Exercise objective: Transcribe the whole listing below without changing a word, but leave out every image.

Data provided:

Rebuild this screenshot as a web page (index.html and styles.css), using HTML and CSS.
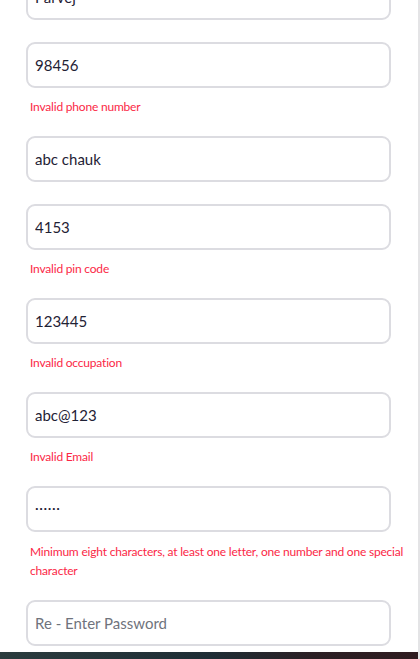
FILE: index.html
```html
<!DOCTYPE html>
<html lang="en">
<head>
<meta charset="utf-8">
<title>Register</title>
<link rel="stylesheet" href="styles.css">
</head>
<body>
<div class="page">
  <form class="form">
    <div class="group">
      <input class="input" type="text" value="Parvej">
    </div>
    <div class="group">
      <input class="input" type="text" value="98456">
      <p class="error">Invalid phone number</p>
    </div>
    <div class="group">
      <input class="input" type="text" value="abc chauk">
    </div>
    <div class="group">
      <input class="input" type="text" value="4153">
      <p class="error">Invalid pin code</p>
    </div>
    <div class="group">
      <input class="input" type="text" value="123445">
      <p class="error">Invalid occupation</p>
    </div>
    <div class="group">
      <input class="input" type="text" value="abc@123">
      <p class="error">Invalid Email</p>
    </div>
    <div class="group">
      <input class="input dots" type="text" value="······" aria-label="Password">
      <p class="error multi">Minimum eight characters, at least one letter, one number and one special character</p>
    </div>
    <div class="group last">
      <input class="input" type="password" placeholder="Re - Enter Password">
    </div>
  </form>
  <div class="footer"></div>
</div>
</body>
</html>
```
FILE: styles.css
```css
* { box-sizing: border-box; }
html, body { margin: 0; padding: 0; background: #ffffff; overflow: hidden; }
body { font-family: Lato, "Open Sans", sans-serif; }
.page {
  width: 420px;
  border-right: 2px solid #e4e4e6;
  background: #ffffff;
}
.form {
  display: flex;
  flex-direction: column;
  margin-top: -26px;
  padding-left: 26px;
  padding-right: 2px;
}
.group {
  display: flex;
  flex-direction: column;
  margin-bottom: 22px;
}
.group.last { margin-bottom: 6px; }
.input {
  width: 365px;
  height: 46px;
  border: 2px solid #dcdce1;
  border-radius: 9px;
  padding: 0 7px;
  font-family: inherit;
  font-size: 15px;
  color: #1f2235;
  background: #ffffff;
  outline: none;
}
.input.dots { letter-spacing: 0.6px; font-size: 14px; padding-bottom: 3px; }
.input::placeholder { color: #6f737c; }
.error {
  margin: 10px 0 -2px 0;
  padding-left: 4px;
  font-size: 12px;
  letter-spacing: -0.2px;
  line-height: 18px;
  color: #fb2746;
}
.error.multi { line-height: 19px; }
.footer {
  height: 40px;
  background: linear-gradient(90deg, #2b3c3e 0%, #1e2d35 50%, #2b1f24 75%, #2f1c20 100%);
}
```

The answer:
Rebuild this screenshot as a web page (index.html and styles.css), using HTML and CSS.
FILE: index.html
```html
<!DOCTYPE html>
<html lang="en">
<head>
<meta charset="utf-8">
<title>Register</title>
<link rel="stylesheet" href="styles.css">
</head>
<body>
<div class="page">
  <form class="form">
    <div class="group">
      <input class="input" type="text" value="Parvej">
    </div>
    <div class="group">
      <input class="input" type="text" value="98456">
      <p class="error">Invalid phone number</p>
    </div>
    <div class="group">
      <input class="input" type="text" value="abc chauk">
    </div>
    <div class="group">
      <input class="input" type="text" value="4153">
      <p class="error">Invalid pin code</p>
    </div>
    <div class="group">
      <input class="input" type="text" value="123445">
      <p class="error">Invalid occupation</p>
    </div>
    <div class="group">
      <input class="input" type="text" value="abc@123">
      <p class="error">Invalid Email</p>
    </div>
    <div class="group">
      <input class="input dots" type="text" value="······" aria-label="Password">
      <p class="error multi">Minimum eight characters, at least one letter, one number and one special character</p>
    </div>
    <div class="group last">
      <input class="input" type="password" placeholder="Re - Enter Password">
    </div>
  </form>
  <div class="footer"></div>
</div>
</body>
</html>
```
FILE: styles.css
```css
* { box-sizing: border-box; }
html, body { margin: 0; padding: 0; background: #ffffff; overflow: hidden; }
body { font-family: Lato, "Open Sans", sans-serif; }
.page {
  width: 420px;
  border-right: 2px solid #e4e4e6;
  background: #ffffff;
}
.form {
  display: flex;
  flex-direction: column;
  margin-top: -26px;
  padding-left: 26px;
  padding-right: 2px;
}
.group {
  display: flex;
  flex-direction: column;
  margin-bottom: 22px;
}
.group.last { margin-bottom: 6px; }
.input {
  width: 365px;
  height: 46px;
  border: 2px solid #dcdce1;
  border-radius: 9px;
  padding: 0 7px;
  font-family: inherit;
  font-size: 15px;
  color: #1f2235;
  background: #ffffff;
  outline: none;
}
.input.dots { letter-spacing: 0.6px; font-size: 14px; padding-bottom: 3px; }
.input::placeholder { color: #6f737c; }
.error {
  margin: 10px 0 -2px 0;
  padding-left: 4px;
  font-size: 12px;
  letter-spacing: -0.2px;
  line-height: 18px;
  color: #fb2746;
}
.error.multi { line-height: 19px; }
.footer {
  height: 40px;
  background: linear-gradient(90deg, #2b3c3e 0%, #1e2d35 50%, #2b1f24 75%, #2f1c20 100%);
}
```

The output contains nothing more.